Com apenas 17 anos trocou alianças com Pat DiCicco, produtor, agente, e cúmplice de mafiosos como Charles “Lucky” Luciano, uma história de abusos e violência que terminaria, sem descendência, ao fim de quatro anos. Escassas semanais depois, casou-se com o maestro Leopold Stokowski. Tiveram dois filhos e a união desfez-se em 1955. O realizador Sidney Lumet foi o seu terceiro marido. Casaram-se em 1956 e separaram-se em 1963, sem filhos. Pela quarta vez, em dezembro de 1963, Gloria disse “sim”, agora ao autor Wyatt Emory Cooper. O casamento durou 15 anos, até à morte de Cooper, em 1978, que não resistiu a uma cirurgia ao coração. Da relação nasceram dois filhos. Um deles, suicidou-se com apenas 23 anos. Carter Vanderbilt Cooper (1965–1988), o irmão de Anderson, lançou-se de um 14º andar do apartamento da família.
Amiga chegada da designer de moda Diane von Fürstenberg, viveu entre a tragédia e o faustoso universo da very important and beautiful people. Não por acaso, há quem insista que inspirou a célebre Holly Golightly de Truman Capote em “Breakfast at Tiffany’s” (“Boneca de Luxo”). Escreveu vários livros, incluindo poesia e mais do que uma título reservado às suas memórias. Para além de reconstituir a trágica morte do filho, Gloria perdoou a sua mãe em “Once Upon a Time” (1985). Em 2004, editava “It Seemed Important at the Time”, uma viagem pelos seus mediáticos casos com várias lendas de Hollywood.

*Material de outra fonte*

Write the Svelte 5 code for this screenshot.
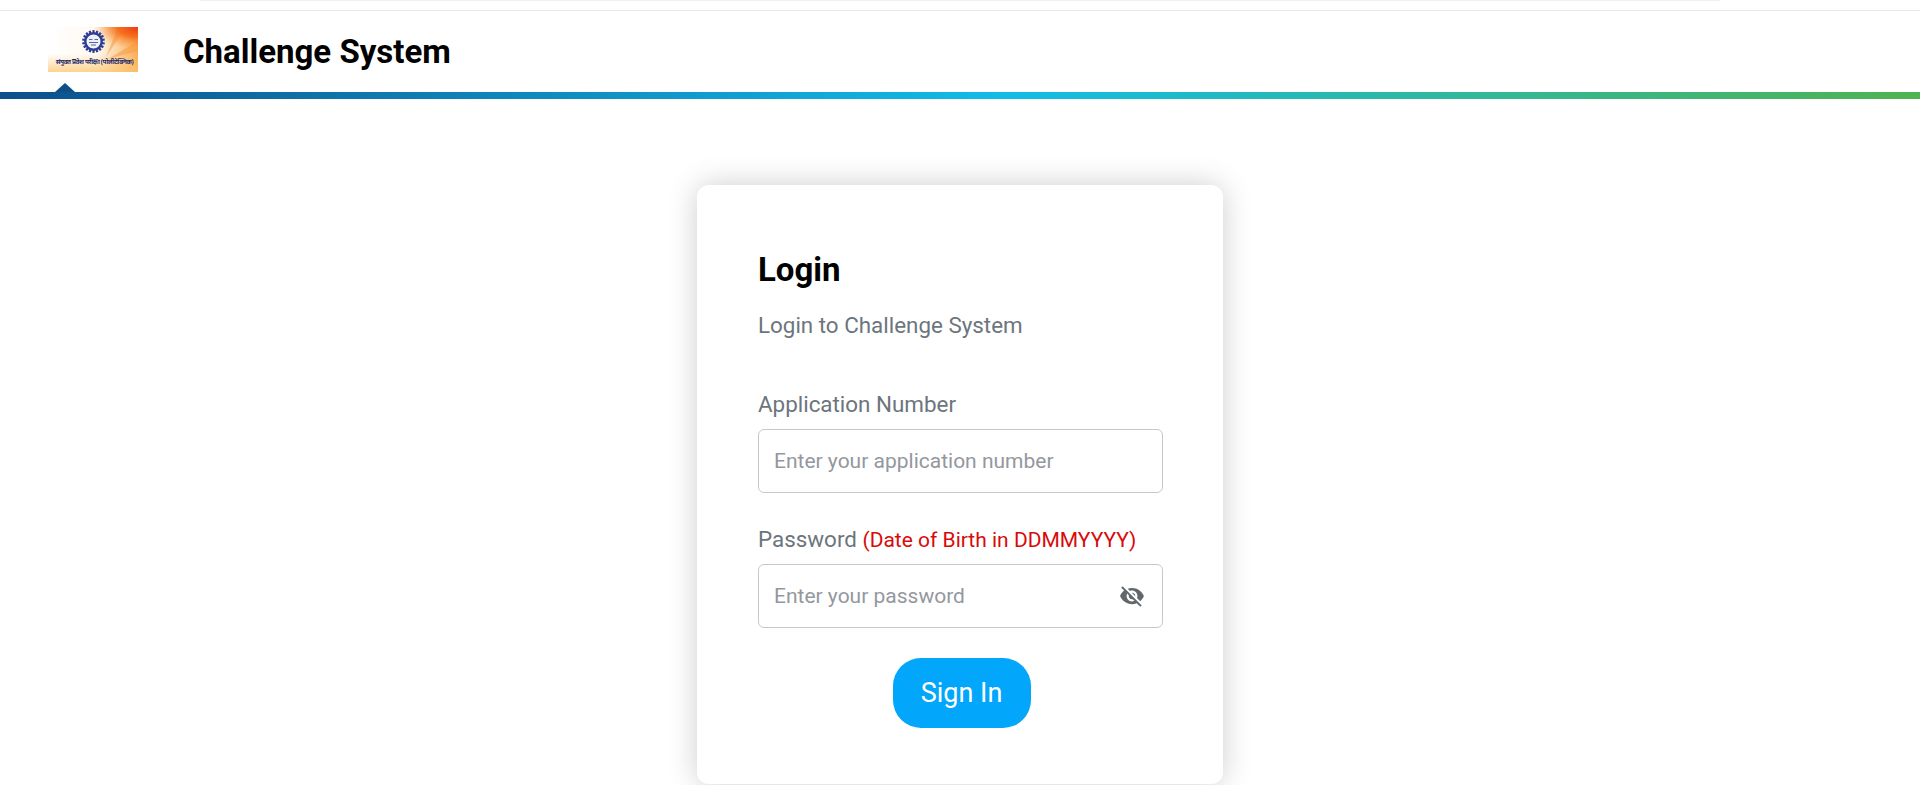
<script>
  let appNumber = "";
  let password = "";
  let showPassword = false;

  const togglePassword = () => {
    showPassword = !showPassword;
  };

  const gearTeeth = Array.from({ length: 18 }, (_, i) => i * 20);
</script>

<div class="page">
  <div class="top-strip"><div class="top-inner"></div></div>

  <header class="header">
    <div class="logo">
      <svg viewBox="0 0 90 45" width="90" height="45" aria-label="logo">
        <defs>
          <linearGradient id="logoBg" x1="0" y1="0" x2="1" y2="0">
            <stop offset="0" stop-color="#ffffff" />
            <stop offset="0.55" stop-color="#fff9f0" />
            <stop offset="0.72" stop-color="#fddcb4" />
            <stop offset="1" stop-color="#f9ad58" />
          </linearGradient>
          <linearGradient id="logoBottom" x1="0" y1="0" x2="0" y2="1">
            <stop offset="0.6" stop-color="#fcc56e" stop-opacity="0" />
            <stop offset="1" stop-color="#fcc56e" stop-opacity="0.75" />
          </linearGradient>
          <radialGradient id="logoCorner" cx="1" cy="0" r="0.5">
            <stop offset="0" stop-color="#ee3a12" />
            <stop offset="0.45" stop-color="#f6701f" />
            <stop offset="1" stop-color="#f9a54a" stop-opacity="0" />
          </radialGradient>
        </defs>
        <rect width="90" height="45" fill="url(#logoBg)" />
        <rect width="90" height="45" fill="url(#logoBottom)" />
        <path d="M58 30 L70 0 L78 0 Z M60 32 L90 14 L90 24 Z" fill="#f8953a" opacity="0.5" />
        <rect width="90" height="45" fill="url(#logoCorner)" />
        <g transform="translate(45.5 14.5)">
          {#each gearTeeth as deg}
            <rect x="-1.1" y="-11.4" width="2.2" height="3" fill="#2c3d96" transform="rotate({deg})" />
          {/each}
          <circle r="8.2" fill="none" stroke="#2c3d96" stroke-width="2.4" />
          <circle r="6.2" fill="#eef0f8" />
          <path d="M-4.5 -2 L-1 -2 M1 -2 L4.5 -2 M-4.5 1 L4.5 1 M-2.5 3.5 L2.5 3.5" stroke="#5666b0" stroke-width="1.1" />
        </g>
        <text x="46.5" y="37" textLength="78" class="logo-text">संयुक्त प्रवेश परीक्षा (पोलीटेक्निक)</text>
      </svg>
    </div>
    <h1 class="title">Challenge System</h1>
    <span class="notch"></span>
  </header>
  <div class="rule"></div>

  <main class="main">
    <div class="card">
      <h2>Login</h2>
      <p class="sub">Login to Challenge System</p>

      <label for="app-no" class="first">Application Number</label>
      <div class="field">
        <input id="app-no" type="text" placeholder="Enter your application number" bind:value={appNumber} />
      </div>

      <label for="pwd">Password <span class="hint">(Date of Birth in DDMMYYYY)</span></label>
      <div class="field">
        <input id="pwd" type={showPassword ? "text" : "password"} placeholder="Enter your password" bind:value={password} />
        <button class="eye" type="button" on:click={togglePassword} aria-label="Show password">
          <svg viewBox="0 0 24 24" width="26" height="26">
            <path fill="#62676b" d="M12 7c2.76 0 5 2.24 5 5 0 .65-.13 1.26-.36 1.83l2.92 2.92c1.51-1.26 2.7-2.89 3.43-4.75-1.73-4.39-6-7.5-11-7.5-1.4 0-2.74.25-3.98.7l2.16 2.16C10.74 7.13 11.35 7 12 7zM2 4.27l2.28 2.28.46.46C3.08 8.3 1.78 10.02 1 12c1.73 4.39 6 7.5 11 7.5 1.55 0 3.03-.3 4.38-.84l.42.42L19.73 22 21 20.73 3.27 3 2 4.27zM7.53 9.8l1.55 1.55c-.05.21-.08.43-.08.65 0 1.66 1.34 3 3 3 .22 0 .44-.03.65-.08l1.55 1.55c-.67.33-1.41.53-2.2.53-2.76 0-5-2.24-5-5 0-.79.2-1.53.53-2.2zm4.31-.78l3.15 3.15.02-.16c0-1.66-1.34-3-3-3l-.17.01z" />
          </svg>
        </button>
      </div>

      <div class="actions">
        <button class="submit" type="button">Sign In</button>
      </div>
    </div>
  </main>
</div>

<style>
  :global(body) {
    margin: 0;
    background: #fff;
    overflow: hidden;
  }

  .page {
    height: 785px;
    overflow: hidden;
    font-family: Roboto, "Liberation Sans", sans-serif;
    color: #6c757d;
  }

  .top-strip {
    height: 10px;
    border-bottom: 1px solid #e8e8e8;
  }

  .top-inner {
    width: 1520px;
    height: 1px;
    margin: 0 auto;
    background: #f2f2f2;
  }

  .header {
    position: relative;
    height: 81px;
    display: flex;
    align-items: center;
    padding-left: 48px;
  }

  .logo {
    display: flex;
    margin-bottom: 5px;
  }

  .logo-text {
    font-family: "Noto Sans", "DejaVu Sans", sans-serif;
    font-size: 6.4px;
    font-weight: 700;
    fill: #1d2a6b;
    text-anchor: middle;
  }

  .title {
    margin: 0 0 0 45px;
    font-size: 33px;
    font-weight: 700;
    color: #000;
  }

  .notch {
    position: absolute;
    left: 55px;
    bottom: 0;
    width: 0;
    height: 0;
    border-left: 10px solid transparent;
    border-right: 10px solid transparent;
    border-bottom: 9px solid #0f4f88;
  }

  .rule {
    height: 7px;
    background: linear-gradient(90deg, #0d4f8b 0%, #12bce8 52%, #4fb350 100%);
  }

  .main {
    display: flex;
    justify-content: center;
    padding-top: 86px;
  }

  .card {
    width: 526px;
    box-sizing: border-box;
    padding: 64px 60px 56px 61px;
    background: #fff;
    border-radius: 12px;
    box-shadow: 0 0 30px rgba(0, 0, 0, 0.2);
  }

  h2 {
    margin: 0;
    font-size: 33px;
    line-height: 42px;
    font-weight: 700;
    color: #000;
  }

  .sub {
    margin: 19px 0 0;
    font-size: 22.4px;
    line-height: 30px;
  }

  label {
    display: block;
    margin: 31px 0 9px;
    font-size: 22.4px;
    line-height: 30px;
  }

  label.first {
    margin-top: 49px;
    margin-bottom: 10px;
  }

  .hint {
    color: #d90a0a;
    font-size: 21px;
  }

  .field {
    position: relative;
  }

  input {
    display: block;
    width: 100%;
    height: 64px;
    box-sizing: border-box;
    padding: 0 15px;
    border: 1px solid #c6c8cc;
    border-radius: 6px;
    outline: none;
    font-family: inherit;
    font-size: 21px;
    color: #495057;
  }

  input::placeholder {
    color: #94979e;
    opacity: 1;
  }

  .eye {
    position: absolute;
    top: 19px;
    right: 18px;
    display: flex;
    padding: 0;
    border: 0;
    background: transparent;
    cursor: pointer;
  }

  .actions {
    display: flex;
    justify-content: center;
    margin-top: 30px;
    padding-left: 2px;
  }

  .submit {
    width: 138px;
    height: 70px;
    border: 0;
    border-radius: 28px;
    background: #02a6fb;
    color: #fff;
    font-family: inherit;
    font-size: 27px;
    cursor: pointer;
  }
</style>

Tenho que admitir que o amor da minha vida foi a minha mãe. Os homens são substitutos, digamos assim substitutos da minha querida”, escreveu Vanderbilt
Quando completou 90 anos, a sua extensa coleção de desenhos e pinturas foi exposta numa galeria em Nova Iorque. A riqueza da sua história pessoal e profissional, com especial enfoque na relação com um dos filhos (cuja revelação da homossexualidade Gloria veio a descobrir pela imprensa) mais conhecidos do grande público, ficou eternizada em “Nothing Left Unsaid” (“Nada por dizer”), um documentário com o selo da HBO que recupera o cisne e a sua lenda.